Los padrinos de la violencia
Por Sergio Muñoz Riveros, analista político
Luego de la quema de la estatua del general Baquedano el 5 de marzo, Sergio Grez Toso, historiador de la U. de Chile, dijo en la radio de esa institución que mucha gente cuestiona la Guerra del Pacífico y la pacificación de La Araucanía, además de las guerras civiles de 1851 y 1859, pero que más allá de la participación de Baquedano en esos conflictos, “hay un cuestionamiento de la idea y de la historia del Estado Nación de Chile, centralista, homogeneizador, excluyente, con conducción oligárquica la mayor parte del tiempo, y de sus símbolos. Hay un cuestionamiento de las historias oficiales hegemónicas de los textos escolares y los grandes medios de comunicación de masas. Eso es lo que está detrás de las acciones contra el monumento a Baquedano”.
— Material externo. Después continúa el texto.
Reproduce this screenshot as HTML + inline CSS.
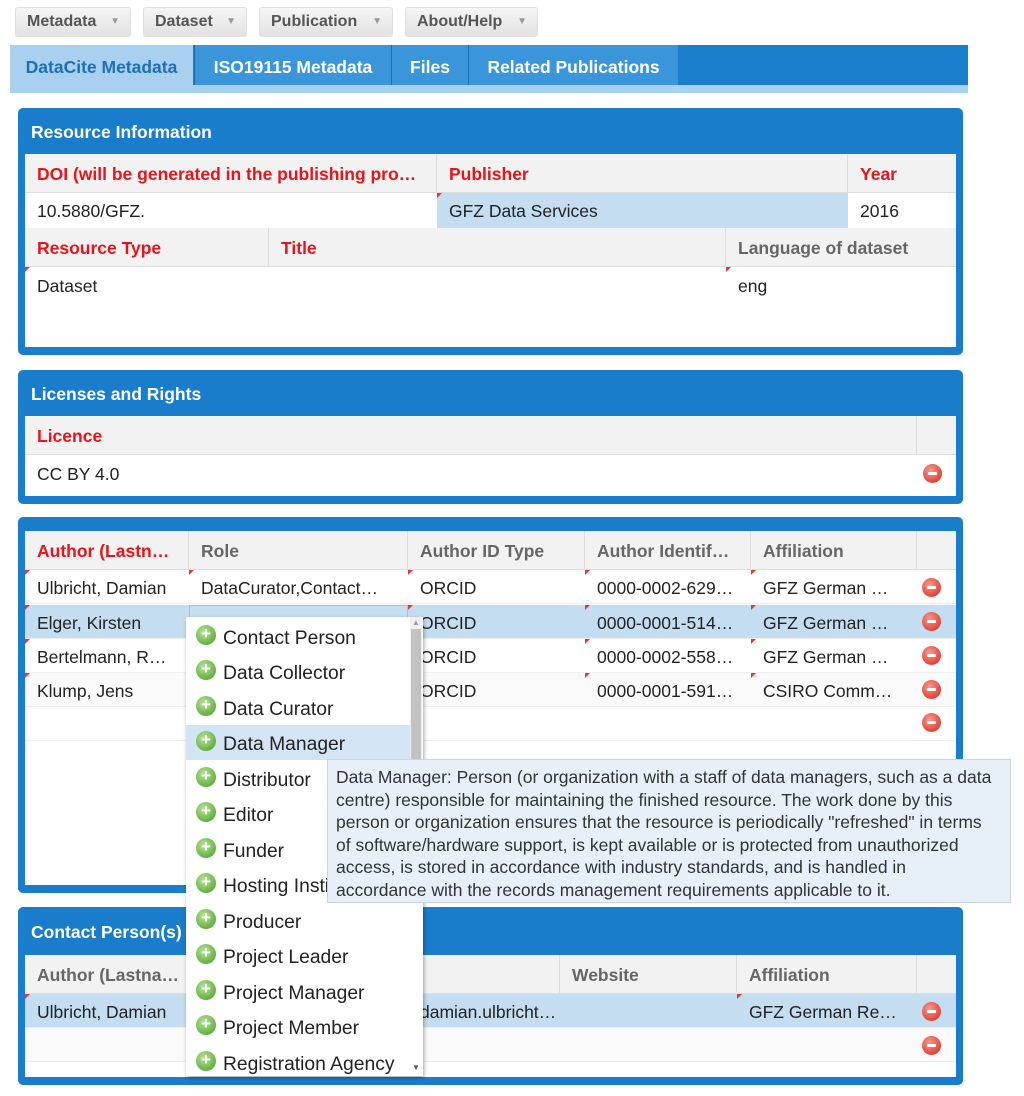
<!DOCTYPE html>
<html><head><meta charset="utf-8"><style>
*{box-sizing:border-box;margin:0;padding:0}
body{width:1024px;height:1096px;background:#fff;position:relative;overflow:hidden;font-family:"Liberation Sans",Arial,sans-serif;font-size:17.5px;color:#222}
.a{position:absolute}
.btn{position:absolute;top:7px;height:30px;border-radius:3px;background:linear-gradient(#f6f6f6,#e2e2e2);border:1px solid #e0e0e0;color:#555;font-weight:bold;font-size:16px;line-height:28px;padding-left:11px}
.btn:after{content:"▼";font-size:10px;color:#999;position:absolute;right:10px;top:0}
.tab{position:absolute;top:45px;height:40px;background:#3b95da;color:#fff;font-weight:bold;font-size:17.5px;line-height:45px;text-align:center;border-left:1px solid #1a6db5}
.panel{position:absolute;left:18px;width:945px;background:#1a7dcb;border-radius:5px}
.pt{position:absolute;left:13px;color:#fff;font-weight:bold;font-size:17.5px}
.in{position:absolute;left:7px;right:7px;background:#fff}
.h{position:absolute;height:39px;background:#f2f2f2;border-right:1px solid #ddd;border-bottom:1px solid #ddd;line-height:40px;padding-left:12px;font-weight:bold;font-size:17.5px;color:#666;white-space:nowrap;overflow:hidden}
.r{color:#e8141a}
.c{position:absolute;line-height:37px;padding-left:12px;white-space:nowrap;font-size:17.5px;color:#222}
.row{position:absolute;left:0;right:0;height:34px;border-bottom:1px solid #eee}
.sel{background:#c4ddf1}
.tri{position:absolute;width:0;height:0;border-top:5px solid #e33;border-right:5px solid transparent}
.minus{position:absolute;width:19px;height:19px;border-radius:50%;background:radial-gradient(circle at 40% 35%,#f69a8f,#e0453a 70%);}
.minus:after{content:"";position:absolute;left:5px;top:8px;width:9px;height:3px;background:#fff;border-radius:1px}
.dd{position:absolute;left:186px;top:617px;width:237px;height:459px;background:#fff;box-shadow:1px 2px 4px rgba(0,0,0,.35)}
.it{position:absolute;left:0;width:224px;height:35px;font-size:19.3px;line-height:40px;padding-left:37px;color:#222;white-space:nowrap;overflow:hidden}
.it:before{content:"";position:absolute;left:10px;top:6px;width:20px;height:20px;border-radius:50%;background:radial-gradient(circle at 40% 35%,#b9e39a,#5fae3c 75%)}
.it:after{content:"+";position:absolute;left:10px;top:-1px;width:20px;text-align:center;color:#fff;font-weight:bold;font-size:17px;line-height:32px}
.tip{position:absolute;left:327px;top:759px;width:684px;height:144px;background:#e7f0f9;border:1px solid #c8d6e4;font-size:17.5px;line-height:22.5px;padding:6px 4px 6px 8px;color:#333;white-space:nowrap}
</style></head><body>

<div class="btn" style="left:15px;width:116px">Metadata</div>
<div class="btn" style="left:143px;width:104px">Dataset</div>
<div class="btn" style="left:259px;width:134px">Publication</div>
<div class="btn" style="left:405px;width:133px">About/Help</div>

<div class="a" style="left:10px;top:45px;width:958px;height:48px;background:#a9d0ee"></div>
<div class="a" style="left:193px;top:45px;width:775px;height:40px;background:#1a7fcc"></div>
<div class="tab" style="left:10px;width:183px;background:#a9d0ee;color:#1f6fb5;border:none">DataCite Metadata</div>
<div class="tab" style="left:194px;width:197px">ISO19115 Metadata</div>
<div class="tab" style="left:391px;width:77px">Files</div>
<div class="tab" style="left:468px;width:210px">Related Publications</div>

<!-- Panel 1 -->
<div class="panel" style="top:108px;height:247px">
 <div class="pt" style="top:14px">Resource Information</div>
 <div class="in" style="top:46px;height:193px">
  <div class="h r" style="left:0;top:0;width:412px">DOI (will be generated in the publishing pro…</div>
  <div class="h r" style="left:412px;top:0;width:411px">Publisher</div>
  <div class="h r" style="left:823px;top:0;width:108px;border-right:none">Year</div>
  <div class="c" style="left:0;top:39px;width:412px;height:35px">10.5880/GFZ.</div>
  <div class="c sel" style="left:412px;top:39px;width:411px;height:35px">GFZ Data Services</div>
  <div class="tri" style="left:412px;top:39px"></div>
  <div class="c" style="left:823px;top:39px">2016</div>
  <div class="h r" style="left:0;top:74px;width:244px">Resource Type</div>
  <div class="h r" style="left:244px;top:74px;width:457px">Title</div>
  <div class="h" style="left:701px;top:74px;width:230px;border-right:none">Language of dataset</div>
  <div class="tri" style="left:0;top:113px"></div>
  <div class="c" style="left:0;top:114px">Dataset</div>
  <div class="tri" style="left:701px;top:113px"></div>
  <div class="c" style="left:701px;top:114px">eng</div>
 </div>
</div>

<!-- Panel 2 -->
<div class="panel" style="top:370px;height:134px">
 <div class="pt" style="top:14px">Licenses and Rights</div>
 <div class="in" style="top:46px;height:80px">
  <div class="h r" style="left:0;top:0;width:892px">Licence</div>
  <div class="h" style="left:892px;top:0;width:39px;border-right:none"></div>
  <div class="c" style="left:0;top:40px">CC BY 4.0</div>
  <div class="minus" style="left:898px;top:48px"></div>
 </div>
</div>

<!-- Panel 3 -->
<div class="panel" style="top:517px;height:376px">
 <div class="in" style="top:14px;height:354px">
  <div class="h r" style="left:0;top:0;width:164px">Author (Lastn…</div>
  <div class="h" style="left:164px;top:0;width:219px">Role</div>
  <div class="h" style="left:383px;top:0;width:177px">Author ID Type</div>
  <div class="h" style="left:560px;top:0;width:166px">Author Identif…</div>
  <div class="h" style="left:726px;top:0;width:166px">Affiliation</div>
  <div class="h" style="left:892px;top:0;width:39px;border-right:none"></div>
  <div class="row" style="top:39px"></div>
  <div class="row sel" style="top:74px"></div>
  <div class="row" style="top:108px"></div>
  <div class="row" style="top:142px;background:#fafafa"></div>
  <div class="row" style="top:176px"></div>
  <div class="c" style="left:0;top:39px">Ulbricht, Damian</div>
  <div class="c" style="left:164px;top:39px">DataCurator,Contact…</div>
  <div class="c" style="left:383px;top:39px">ORCID</div>
  <div class="c" style="left:560px;top:39px">0000-0002-629…</div>
  <div class="c" style="left:726px;top:39px">GFZ German …</div>
  <div class="c" style="left:0;top:74px">Elger, Kirsten</div>
  <div class="c" style="left:383px;top:74px">ORCID</div>
  <div class="c" style="left:560px;top:74px">0000-0001-514…</div>
  <div class="c" style="left:726px;top:74px">GFZ German …</div>
  <div class="c" style="left:0;top:108px">Bertelmann, R…</div>
  <div class="c" style="left:383px;top:108px">ORCID</div>
  <div class="c" style="left:560px;top:108px">0000-0002-558…</div>
  <div class="c" style="left:726px;top:108px">GFZ German …</div>
  <div class="c" style="left:0;top:142px">Klump, Jens</div>
  <div class="c" style="left:383px;top:142px">ORCID</div>
  <div class="c" style="left:560px;top:142px">0000-0001-591…</div>
  <div class="c" style="left:726px;top:142px">CSIRO Comm…</div>
  <div class="tri" style="left:0;top:39px"></div><div class="tri" style="left:164px;top:39px"></div><div class="tri" style="left:383px;top:39px"></div><div class="tri" style="left:560px;top:39px"></div><div class="tri" style="left:726px;top:39px"></div>
  <div class="tri" style="left:0;top:74px"></div><div class="tri" style="left:383px;top:74px"></div><div class="tri" style="left:560px;top:74px"></div><div class="tri" style="left:726px;top:74px"></div>
  <div class="tri" style="left:0;top:108px"></div><div class="tri" style="left:560px;top:108px"></div><div class="tri" style="left:726px;top:108px"></div>
  <div class="tri" style="left:0;top:142px"></div><div class="tri" style="left:560px;top:142px"></div><div class="tri" style="left:726px;top:142px"></div>
  <div class="minus" style="left:897px;top:47px"></div>
  <div class="minus" style="left:897px;top:81px"></div>
  <div class="minus" style="left:897px;top:115px"></div>
  <div class="minus" style="left:897px;top:149px"></div>
  <div class="minus" style="left:897px;top:182px"></div>
  <div class="c" style="left:164px;top:74px;width:219px;height:34px;background:#c4ddf1;border:1px solid #9cc3e6">Data M</div>
 </div>
</div>

<!-- Panel 4 -->
<div class="panel" style="top:907px;height:178px">
 <div class="pt" style="top:15px">Contact Person(s)</div>
 <div class="in" style="top:48px;height:122px">
  <div class="h" style="left:0;top:0;width:164px">Author (Lastna…</div>
  <div class="h" style="left:164px;top:0;width:371px">Email</div>
  <div class="h" style="left:535px;top:0;width:177px">Website</div>
  <div class="h" style="left:712px;top:0;width:180px">Affiliation</div>
  <div class="h" style="left:892px;top:0;width:39px;border-right:none"></div>
  <div class="row sel" style="top:39px"></div>
  <div class="row" style="top:73px;background:#fafafa"></div>
  <div class="c" style="left:0;top:39px">Ulbricht, Damian</div>
  <div class="c" style="left:383px;top:39px">damian.ulbricht…</div>
  <div class="c" style="left:712px;top:39px">GFZ German Re…</div>
  <div class="tri" style="left:0;top:39px"></div><div class="tri" style="left:712px;top:39px"></div>
  <div class="minus" style="left:897px;top:47px"></div>
  <div class="minus" style="left:897px;top:81px"></div>
 </div>
</div>

<!-- Dropdown -->
<div class="dd">
 <div class="a" style="left:224px;top:0;width:12px;height:150px;background:#f0f0f0"></div>
 <div class="a" style="left:225px;top:12px;width:10px;height:135px;background:#c2c2c2"></div>
 <div class="a" style="left:226px;top:446px;font-size:8px;color:#555">▼</div>
 <div class="a" style="left:226px;top:1px;font-size:8px;color:#999">▲</div>
 <div class="it" style="top:2px">Contact Person</div>
 <div class="it" style="top:37px">Data Collector</div>
 <div class="it" style="top:73px">Data Curator</div>
 <div class="it" style="top:108px;background:#d3e5f5">Data Manager</div>
 <div class="it" style="top:144px">Distributor</div>
 <div class="it" style="top:179px">Editor</div>
 <div class="it" style="top:215px">Funder</div>
 <div class="it" style="top:250px">Hosting Institution</div>
 <div class="it" style="top:286px">Producer</div>
 <div class="it" style="top:321px">Project Leader</div>
 <div class="it" style="top:357px">Project Manager</div>
 <div class="it" style="top:392px">Project Member</div>
 <div class="it" style="top:428px">Registration Agency</div>
</div>

<div class="tip">Data Manager: Person (or organization with a staff of data managers, such as a data<br>centre) responsible for maintaining the finished resource. The work done by this<br>person or organization ensures that the resource is periodically "refreshed" in terms<br>of software/hardware support, is kept available or is protected from unauthorized<br>access, is stored in accordance with industry standards, and is handled in<br>accordance with the records management requirements applicable to it.</div>

</body></html>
Suena como un intento de racionalizar lo irracional. Pero también como sarcasmo hacia quienes han sufrido la violencia, el pillaje y la agresión directa en la zona de Plaza Baquedano desde octubre de 2019. Lo visto allí y en otras partes, explica Grez, ha buscado “resignificar personajes, símbolos y períodos”. Algo así como un proyecto historiográfico con métodos un poco drásticos. Ahí están los ejemplos de “resignificación” de las estaciones quemadas del Metro, el saqueo de supermercados, los asaltos a iglesias, en fin, todas las formas de devastación sistemática.
Grez afirmó que “el hecho de quemar una estatua tiene una dimensión simbólica, porque el fuego se supone es un elemento purificador que puede ser utilizado en sentidos distintos y contradictorios, pero puede constituirse como un rito emancipador, liberador”. Pongamos atención, pues. Deberíamos reconocer y agradecer el rito emancipador. ¡Los violentos en realidad quieren liberarnos!
Se entiende mejor el papel jugado por ciertos académicos en el extravío de muchos jóvenes. En estado de éxtasis ante la posibilidad de materializar, por fin, la soñada toma del poder por los revolucionarios, han dado soporte ideológico al frenesí, sin mayor preocupación por converger con los delincuentes. Esos académicos, en todo caso, se han cuidado de observar la marcha de la historia desde un lugar protegido. Su propio pellejo no ha estado en riesgo. Tampoco el sueldo que les paga el Estado Nación.
En una sociedad abierta como la nuestra, la historia es un campo de legítima controversia. Ningún relato puede considerarse inexpugnable al libre escrutinio. Pero, ¿qué tiene que ver eso con la validación de los desmanes? ¿Acaso la libertad de cátedra está al margen de la lealtad con el pacto de civilización que es la democracia? Cómo no van a saber los historiadores que la purificación por las llamas está asociada al fanatismo y la barbarie de todas las épocas.
Lo mínimo que cabe pedir a los académicos es que ayuden a los jóvenes a distinguir entre sociedad y selva, a entender que el desvarío y la violencia son el camino hacia las peores penurias colectivas.